— Start of Data provided —
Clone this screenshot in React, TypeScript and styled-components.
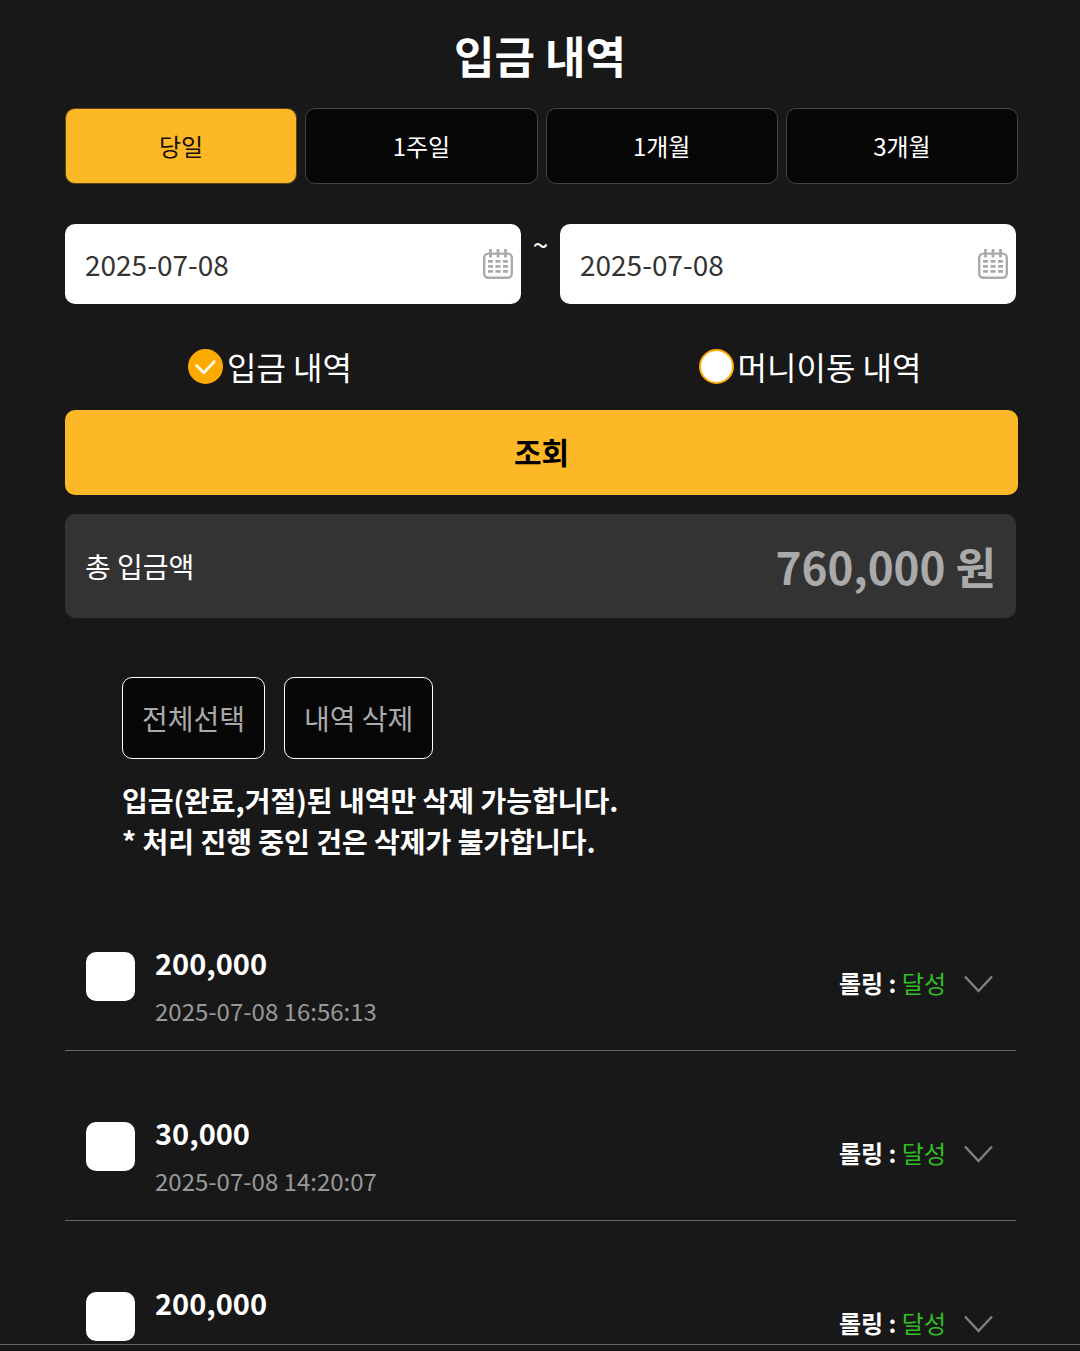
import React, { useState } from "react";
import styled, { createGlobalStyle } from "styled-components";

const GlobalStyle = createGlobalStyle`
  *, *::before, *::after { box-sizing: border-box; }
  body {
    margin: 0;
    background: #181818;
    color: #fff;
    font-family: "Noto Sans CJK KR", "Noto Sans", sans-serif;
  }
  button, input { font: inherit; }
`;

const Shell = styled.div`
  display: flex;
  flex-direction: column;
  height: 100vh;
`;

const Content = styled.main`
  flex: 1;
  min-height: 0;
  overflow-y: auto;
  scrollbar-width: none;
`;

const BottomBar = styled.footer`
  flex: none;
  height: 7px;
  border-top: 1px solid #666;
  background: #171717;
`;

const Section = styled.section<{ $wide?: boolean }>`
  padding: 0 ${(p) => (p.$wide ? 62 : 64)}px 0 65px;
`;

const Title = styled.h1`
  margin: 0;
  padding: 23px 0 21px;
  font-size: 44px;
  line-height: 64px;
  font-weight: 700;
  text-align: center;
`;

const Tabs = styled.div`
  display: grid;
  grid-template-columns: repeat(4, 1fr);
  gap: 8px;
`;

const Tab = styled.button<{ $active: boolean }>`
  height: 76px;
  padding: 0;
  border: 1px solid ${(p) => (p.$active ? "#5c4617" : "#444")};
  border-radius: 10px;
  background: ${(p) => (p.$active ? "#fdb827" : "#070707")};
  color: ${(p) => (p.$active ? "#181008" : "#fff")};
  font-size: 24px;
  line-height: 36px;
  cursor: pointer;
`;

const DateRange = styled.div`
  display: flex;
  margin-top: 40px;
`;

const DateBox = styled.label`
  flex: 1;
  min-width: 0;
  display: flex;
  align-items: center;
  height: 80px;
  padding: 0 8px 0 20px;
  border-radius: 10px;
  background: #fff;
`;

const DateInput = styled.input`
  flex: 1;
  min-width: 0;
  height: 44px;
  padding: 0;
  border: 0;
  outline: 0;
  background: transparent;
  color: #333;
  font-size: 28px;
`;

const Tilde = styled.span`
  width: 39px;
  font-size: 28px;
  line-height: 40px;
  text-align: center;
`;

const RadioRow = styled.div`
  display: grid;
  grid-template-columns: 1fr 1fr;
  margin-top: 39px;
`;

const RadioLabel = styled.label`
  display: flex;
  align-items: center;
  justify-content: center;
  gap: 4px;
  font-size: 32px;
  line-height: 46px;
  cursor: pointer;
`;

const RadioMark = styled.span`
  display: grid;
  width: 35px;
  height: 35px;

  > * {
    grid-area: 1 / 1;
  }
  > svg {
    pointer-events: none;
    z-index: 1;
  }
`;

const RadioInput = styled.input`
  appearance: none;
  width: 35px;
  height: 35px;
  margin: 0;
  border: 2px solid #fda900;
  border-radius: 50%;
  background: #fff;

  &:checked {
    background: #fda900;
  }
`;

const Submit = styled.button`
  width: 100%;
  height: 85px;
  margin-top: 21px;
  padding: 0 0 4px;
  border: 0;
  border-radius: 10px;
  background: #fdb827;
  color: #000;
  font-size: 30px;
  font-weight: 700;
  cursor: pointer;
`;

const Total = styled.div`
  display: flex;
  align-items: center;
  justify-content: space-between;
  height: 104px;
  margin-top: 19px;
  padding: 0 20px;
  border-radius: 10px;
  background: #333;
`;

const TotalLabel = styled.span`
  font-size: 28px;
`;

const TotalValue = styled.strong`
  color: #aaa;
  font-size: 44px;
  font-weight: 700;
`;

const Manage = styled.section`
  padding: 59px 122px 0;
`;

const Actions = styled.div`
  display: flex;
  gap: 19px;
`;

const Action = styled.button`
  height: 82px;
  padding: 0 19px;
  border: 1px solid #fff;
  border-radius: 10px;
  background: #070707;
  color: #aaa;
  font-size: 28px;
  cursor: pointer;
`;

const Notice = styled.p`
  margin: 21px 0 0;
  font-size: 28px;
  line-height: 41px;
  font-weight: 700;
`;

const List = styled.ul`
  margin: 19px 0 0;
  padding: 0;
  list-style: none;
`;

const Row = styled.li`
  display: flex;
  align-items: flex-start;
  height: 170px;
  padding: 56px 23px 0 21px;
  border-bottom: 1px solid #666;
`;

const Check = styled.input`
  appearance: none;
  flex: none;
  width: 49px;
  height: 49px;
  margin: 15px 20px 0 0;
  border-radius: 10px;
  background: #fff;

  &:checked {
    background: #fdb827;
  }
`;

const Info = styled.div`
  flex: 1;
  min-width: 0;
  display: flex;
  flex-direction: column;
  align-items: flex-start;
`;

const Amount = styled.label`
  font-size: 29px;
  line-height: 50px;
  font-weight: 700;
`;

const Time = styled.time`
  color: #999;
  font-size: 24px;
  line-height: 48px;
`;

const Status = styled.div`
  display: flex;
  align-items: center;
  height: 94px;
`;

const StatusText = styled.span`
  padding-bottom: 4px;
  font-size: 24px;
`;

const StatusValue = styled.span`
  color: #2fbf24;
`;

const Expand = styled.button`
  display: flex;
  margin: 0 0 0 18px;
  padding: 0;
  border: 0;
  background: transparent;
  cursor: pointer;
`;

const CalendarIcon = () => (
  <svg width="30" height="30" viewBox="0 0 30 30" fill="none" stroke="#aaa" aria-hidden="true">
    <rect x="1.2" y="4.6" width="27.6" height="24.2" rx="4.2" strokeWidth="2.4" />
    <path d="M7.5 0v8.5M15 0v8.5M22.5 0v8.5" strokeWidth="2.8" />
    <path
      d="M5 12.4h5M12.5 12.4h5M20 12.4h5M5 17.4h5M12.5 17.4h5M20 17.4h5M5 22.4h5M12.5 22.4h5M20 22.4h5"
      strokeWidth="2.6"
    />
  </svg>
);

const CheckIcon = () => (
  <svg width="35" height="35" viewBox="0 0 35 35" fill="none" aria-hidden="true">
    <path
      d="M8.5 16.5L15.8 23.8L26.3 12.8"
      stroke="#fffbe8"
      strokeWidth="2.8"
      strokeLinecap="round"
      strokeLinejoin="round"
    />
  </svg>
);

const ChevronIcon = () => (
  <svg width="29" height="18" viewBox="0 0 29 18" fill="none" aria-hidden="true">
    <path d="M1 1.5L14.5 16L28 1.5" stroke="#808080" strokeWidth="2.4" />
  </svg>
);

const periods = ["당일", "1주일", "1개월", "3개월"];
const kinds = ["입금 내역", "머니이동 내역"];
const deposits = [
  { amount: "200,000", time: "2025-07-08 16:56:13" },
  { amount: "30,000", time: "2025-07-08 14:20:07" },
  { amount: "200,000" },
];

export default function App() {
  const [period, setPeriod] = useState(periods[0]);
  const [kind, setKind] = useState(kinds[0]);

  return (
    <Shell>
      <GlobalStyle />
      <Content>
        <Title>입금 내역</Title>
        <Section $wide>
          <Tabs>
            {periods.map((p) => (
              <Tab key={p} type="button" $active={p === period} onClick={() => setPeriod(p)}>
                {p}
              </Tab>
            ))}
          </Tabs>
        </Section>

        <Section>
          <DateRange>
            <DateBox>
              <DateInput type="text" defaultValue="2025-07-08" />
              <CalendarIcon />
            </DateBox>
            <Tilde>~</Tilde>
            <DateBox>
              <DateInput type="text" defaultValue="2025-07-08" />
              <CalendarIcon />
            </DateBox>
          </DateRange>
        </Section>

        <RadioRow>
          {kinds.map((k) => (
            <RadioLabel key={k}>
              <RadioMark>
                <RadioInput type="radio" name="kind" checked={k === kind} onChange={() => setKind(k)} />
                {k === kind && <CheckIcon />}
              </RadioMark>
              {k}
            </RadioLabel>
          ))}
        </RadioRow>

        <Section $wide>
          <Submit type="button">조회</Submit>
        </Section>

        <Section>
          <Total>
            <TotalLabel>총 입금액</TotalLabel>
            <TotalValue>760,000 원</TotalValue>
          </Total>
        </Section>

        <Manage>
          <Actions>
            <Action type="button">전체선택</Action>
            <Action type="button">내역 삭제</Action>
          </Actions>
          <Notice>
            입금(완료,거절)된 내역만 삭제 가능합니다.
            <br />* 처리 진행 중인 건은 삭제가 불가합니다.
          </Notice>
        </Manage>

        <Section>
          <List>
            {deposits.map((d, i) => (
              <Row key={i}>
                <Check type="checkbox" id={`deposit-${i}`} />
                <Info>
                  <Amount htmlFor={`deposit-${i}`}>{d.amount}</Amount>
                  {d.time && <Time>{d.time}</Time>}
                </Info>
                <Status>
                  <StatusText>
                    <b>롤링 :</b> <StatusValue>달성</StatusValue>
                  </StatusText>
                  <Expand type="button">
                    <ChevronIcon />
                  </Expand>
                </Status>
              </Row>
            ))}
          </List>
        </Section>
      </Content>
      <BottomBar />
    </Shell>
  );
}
— End of Data provided —
Among the lines above, determine how many hold the word "components"; report the figure alone.

» Right answer
2